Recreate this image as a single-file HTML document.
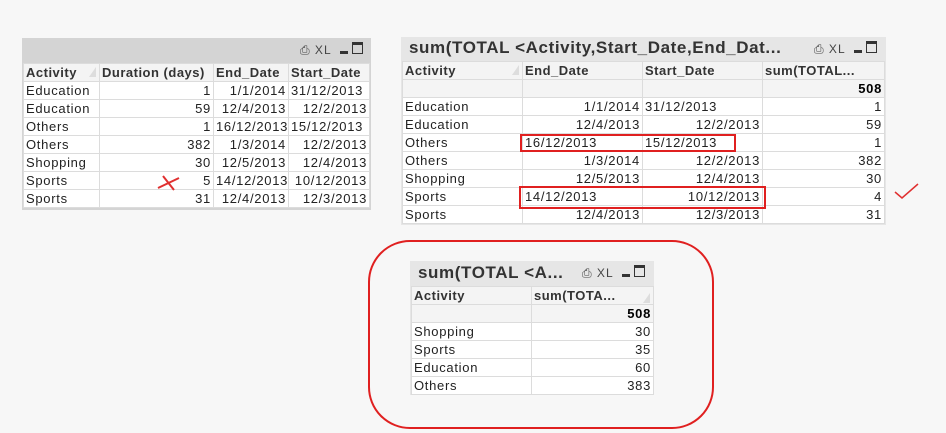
<!DOCTYPE html>
<html><head><meta charset="utf-8"><style>
body{margin:0;width:946px;height:433px;background:#f7f7f7;position:relative;overflow:hidden;font-family:"Liberation Sans","DejaVu Sans",sans-serif;font-size:13px;color:#333}
.box{position:absolute;background:#e6e6e6;}
table{position:absolute;border-collapse:collapse;table-layout:fixed;background:#fff}
td{height:17px;border:1px solid #dcdcdc;padding:0 2px;white-space:nowrap;overflow:hidden;line-height:17px;letter-spacing:0.7px;color:#222}
th{height:17px;border:1px solid #dcdcdc;padding:0 2px;background:#f4f4f4;text-align:left;font-weight:bold;white-space:nowrap;overflow:hidden;line-height:17px;position:relative;letter-spacing:0.5px}
.r{text-align:right}
.tot td{background:#f4f4f4;font-weight:bold;color:#000}
.title{position:absolute;font-weight:bold;font-size:17px;color:#333;white-space:nowrap;letter-spacing:0.6px}
.icons{position:absolute;font-size:12px;color:#444;white-space:nowrap;letter-spacing:1px}
.sort{position:absolute;right:3px;top:3px;width:0;height:0;border-left:7px solid transparent;border-bottom:10px solid #ddd}
.red{position:absolute;border:2px solid #e02020}
</style></head><body>

<!-- Table 1 -->
<div class="box" style="left:22px;top:38px;width:349px;height:172px;background:#d4d4d4"></div>
<div class="icons" style="left:300px;top:42px">⎙ XL <span style="display:inline-block;width:8px;height:3px;background:#333;margin:0 4px"></span><span style="display:inline-block;width:9px;height:8px;border:1px solid #333;border-top-width:3px"></span></div>
<table style="left:23px;top:63px;width:346px">
<col style="width:76px"><col style="width:114px"><col style="width:75px"><col style="width:81px">
<tr><th>Activity<span class="sort"></span></th><th>Duration (days)</th><th>End_Date</th><th>Start_Date</th></tr>
<tr><td>Education</td><td class="r">1</td><td class="r">1/1/2014</td><td>31/12/2013</td></tr>
<tr><td>Education</td><td class="r">59</td><td class="r">12/4/2013</td><td class="r">12/2/2013</td></tr>
<tr><td>Others</td><td class="r">1</td><td>16/12/2013</td><td>15/12/2013</td></tr>
<tr><td>Others</td><td class="r">382</td><td class="r">1/3/2014</td><td class="r">12/2/2013</td></tr>
<tr><td>Shopping</td><td class="r">30</td><td class="r">12/5/2013</td><td class="r">12/4/2013</td></tr>
<tr><td>Sports</td><td class="r">5</td><td>14/12/2013</td><td class="r">10/12/2013</td></tr>
<tr><td>Sports</td><td class="r">31</td><td class="r">12/4/2013</td><td class="r">12/3/2013</td></tr>
</table>
<svg style="position:absolute;left:155px;top:172px" width="30" height="22"><path d="M3 16 L24 6 M8 4 L19 18" stroke="#e03030" stroke-width="2" fill="none"/></svg>

<!-- Table 2 -->
<div class="box" style="left:401px;top:37px;width:485px;height:188px"></div>
<div class="title" style="left:409px;top:38px">sum(TOTAL &lt;Activity,Start_Date,End_Dat...</div>
<div class="icons" style="left:814px;top:41px">⎙ XL <span style="display:inline-block;width:8px;height:3px;background:#333;margin:0 4px"></span><span style="display:inline-block;width:9px;height:8px;border:1px solid #333;border-top-width:3px"></span></div>
<table style="left:402px;top:61px;width:482px">
<col style="width:120px"><col style="width:120px"><col style="width:120px"><col style="width:122px">
<tr><th>Activity<span class="sort"></span></th><th>End_Date</th><th>Start_Date</th><th>sum(TOTAL...</th></tr>
<tr class="tot"><td></td><td></td><td></td><td class="r">508</td></tr>
<tr><td>Education</td><td class="r">1/1/2014</td><td>31/12/2013</td><td class="r">1</td></tr>
<tr><td>Education</td><td class="r">12/4/2013</td><td class="r">12/2/2013</td><td class="r">59</td></tr>
<tr><td>Others</td><td>16/12/2013</td><td>15/12/2013</td><td class="r">1</td></tr>
<tr><td>Others</td><td class="r">1/3/2014</td><td class="r">12/2/2013</td><td class="r">382</td></tr>
<tr><td>Shopping</td><td class="r">12/5/2013</td><td class="r">12/4/2013</td><td class="r">30</td></tr>
<tr><td>Sports</td><td>14/12/2013</td><td class="r">10/12/2013</td><td class="r">4</td></tr>
<tr><td>Sports</td><td class="r">12/4/2013</td><td class="r">12/3/2013</td><td class="r">31</td></tr>
</table>
<div class="red" style="left:520px;top:134px;width:212px;height:14px"></div>
<div class="red" style="left:519px;top:186px;width:243px;height:19px"></div>
<svg style="position:absolute;left:892px;top:180px" width="30" height="22"><path d="M3 12 L10 18 L26 4" stroke="#e03030" stroke-width="1.5" fill="none"/></svg>

<!-- Red rounded frame -->
<div style="position:absolute;left:368px;top:240px;width:342px;height:185px;border:2px solid #e02020;border-radius:42px"></div>

<!-- Table 3 -->
<div class="box" style="left:410px;top:261px;width:244px;height:134px"></div>
<div class="title" style="left:418px;top:263px">sum(TOTAL &lt;A...</div>
<div class="icons" style="left:582px;top:265px">⎙ XL <span style="display:inline-block;width:8px;height:3px;background:#333;margin:0 4px"></span><span style="display:inline-block;width:9px;height:8px;border:1px solid #333;border-top-width:3px"></span></div>
<table style="left:411px;top:286px;width:242px">
<col style="width:120px"><col style="width:122px">
<tr><th>Activity</th><th>sum(TOTA...<span class="sort" style="top:6px"></span></th></tr>
<tr class="tot"><td></td><td class="r">508</td></tr>
<tr><td>Shopping</td><td class="r">30</td></tr>
<tr><td>Sports</td><td class="r">35</td></tr>
<tr><td>Education</td><td class="r">60</td></tr>
<tr><td>Others</td><td class="r">383</td></tr>
</table>
</body></html>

= = = = = = =

▶ _What you have to do_:
Write out each line again precisely as it appears, skipping every picture.

▶ _Final result_:
Recreate this image as a single-file HTML document.
<!DOCTYPE html>
<html><head><meta charset="utf-8"><style>
body{margin:0;width:946px;height:433px;background:#f7f7f7;position:relative;overflow:hidden;font-family:"Liberation Sans","DejaVu Sans",sans-serif;font-size:13px;color:#333}
.box{position:absolute;background:#e6e6e6;}
table{position:absolute;border-collapse:collapse;table-layout:fixed;background:#fff}
td{height:17px;border:1px solid #dcdcdc;padding:0 2px;white-space:nowrap;overflow:hidden;line-height:17px;letter-spacing:0.7px;color:#222}
th{height:17px;border:1px solid #dcdcdc;padding:0 2px;background:#f4f4f4;text-align:left;font-weight:bold;white-space:nowrap;overflow:hidden;line-height:17px;position:relative;letter-spacing:0.5px}
.r{text-align:right}
.tot td{background:#f4f4f4;font-weight:bold;color:#000}
.title{position:absolute;font-weight:bold;font-size:17px;color:#333;white-space:nowrap;letter-spacing:0.6px}
.icons{position:absolute;font-size:12px;color:#444;white-space:nowrap;letter-spacing:1px}
.sort{position:absolute;right:3px;top:3px;width:0;height:0;border-left:7px solid transparent;border-bottom:10px solid #ddd}
.red{position:absolute;border:2px solid #e02020}
</style></head><body>

<!-- Table 1 -->
<div class="box" style="left:22px;top:38px;width:349px;height:172px;background:#d4d4d4"></div>
<div class="icons" style="left:300px;top:42px">⎙ XL <span style="display:inline-block;width:8px;height:3px;background:#333;margin:0 4px"></span><span style="display:inline-block;width:9px;height:8px;border:1px solid #333;border-top-width:3px"></span></div>
<table style="left:23px;top:63px;width:346px">
<col style="width:76px"><col style="width:114px"><col style="width:75px"><col style="width:81px">
<tr><th>Activity<span class="sort"></span></th><th>Duration (days)</th><th>End_Date</th><th>Start_Date</th></tr>
<tr><td>Education</td><td class="r">1</td><td class="r">1/1/2014</td><td>31/12/2013</td></tr>
<tr><td>Education</td><td class="r">59</td><td class="r">12/4/2013</td><td class="r">12/2/2013</td></tr>
<tr><td>Others</td><td class="r">1</td><td>16/12/2013</td><td>15/12/2013</td></tr>
<tr><td>Others</td><td class="r">382</td><td class="r">1/3/2014</td><td class="r">12/2/2013</td></tr>
<tr><td>Shopping</td><td class="r">30</td><td class="r">12/5/2013</td><td class="r">12/4/2013</td></tr>
<tr><td>Sports</td><td class="r">5</td><td>14/12/2013</td><td class="r">10/12/2013</td></tr>
<tr><td>Sports</td><td class="r">31</td><td class="r">12/4/2013</td><td class="r">12/3/2013</td></tr>
</table>
<svg style="position:absolute;left:155px;top:172px" width="30" height="22"><path d="M3 16 L24 6 M8 4 L19 18" stroke="#e03030" stroke-width="2" fill="none"/></svg>

<!-- Table 2 -->
<div class="box" style="left:401px;top:37px;width:485px;height:188px"></div>
<div class="title" style="left:409px;top:38px">sum(TOTAL &lt;Activity,Start_Date,End_Dat...</div>
<div class="icons" style="left:814px;top:41px">⎙ XL <span style="display:inline-block;width:8px;height:3px;background:#333;margin:0 4px"></span><span style="display:inline-block;width:9px;height:8px;border:1px solid #333;border-top-width:3px"></span></div>
<table style="left:402px;top:61px;width:482px">
<col style="width:120px"><col style="width:120px"><col style="width:120px"><col style="width:122px">
<tr><th>Activity<span class="sort"></span></th><th>End_Date</th><th>Start_Date</th><th>sum(TOTAL...</th></tr>
<tr class="tot"><td></td><td></td><td></td><td class="r">508</td></tr>
<tr><td>Education</td><td class="r">1/1/2014</td><td>31/12/2013</td><td class="r">1</td></tr>
<tr><td>Education</td><td class="r">12/4/2013</td><td class="r">12/2/2013</td><td class="r">59</td></tr>
<tr><td>Others</td><td>16/12/2013</td><td>15/12/2013</td><td class="r">1</td></tr>
<tr><td>Others</td><td class="r">1/3/2014</td><td class="r">12/2/2013</td><td class="r">382</td></tr>
<tr><td>Shopping</td><td class="r">12/5/2013</td><td class="r">12/4/2013</td><td class="r">30</td></tr>
<tr><td>Sports</td><td>14/12/2013</td><td class="r">10/12/2013</td><td class="r">4</td></tr>
<tr><td>Sports</td><td class="r">12/4/2013</td><td class="r">12/3/2013</td><td class="r">31</td></tr>
</table>
<div class="red" style="left:520px;top:134px;width:212px;height:14px"></div>
<div class="red" style="left:519px;top:186px;width:243px;height:19px"></div>
<svg style="position:absolute;left:892px;top:180px" width="30" height="22"><path d="M3 12 L10 18 L26 4" stroke="#e03030" stroke-width="1.5" fill="none"/></svg>

<!-- Red rounded frame -->
<div style="position:absolute;left:368px;top:240px;width:342px;height:185px;border:2px solid #e02020;border-radius:42px"></div>

<!-- Table 3 -->
<div class="box" style="left:410px;top:261px;width:244px;height:134px"></div>
<div class="title" style="left:418px;top:263px">sum(TOTAL &lt;A...</div>
<div class="icons" style="left:582px;top:265px">⎙ XL <span style="display:inline-block;width:8px;height:3px;background:#333;margin:0 4px"></span><span style="display:inline-block;width:9px;height:8px;border:1px solid #333;border-top-width:3px"></span></div>
<table style="left:411px;top:286px;width:242px">
<col style="width:120px"><col style="width:122px">
<tr><th>Activity</th><th>sum(TOTA...<span class="sort" style="top:6px"></span></th></tr>
<tr class="tot"><td></td><td class="r">508</td></tr>
<tr><td>Shopping</td><td class="r">30</td></tr>
<tr><td>Sports</td><td class="r">35</td></tr>
<tr><td>Education</td><td class="r">60</td></tr>
<tr><td>Others</td><td class="r">383</td></tr>
</table>
</body></html>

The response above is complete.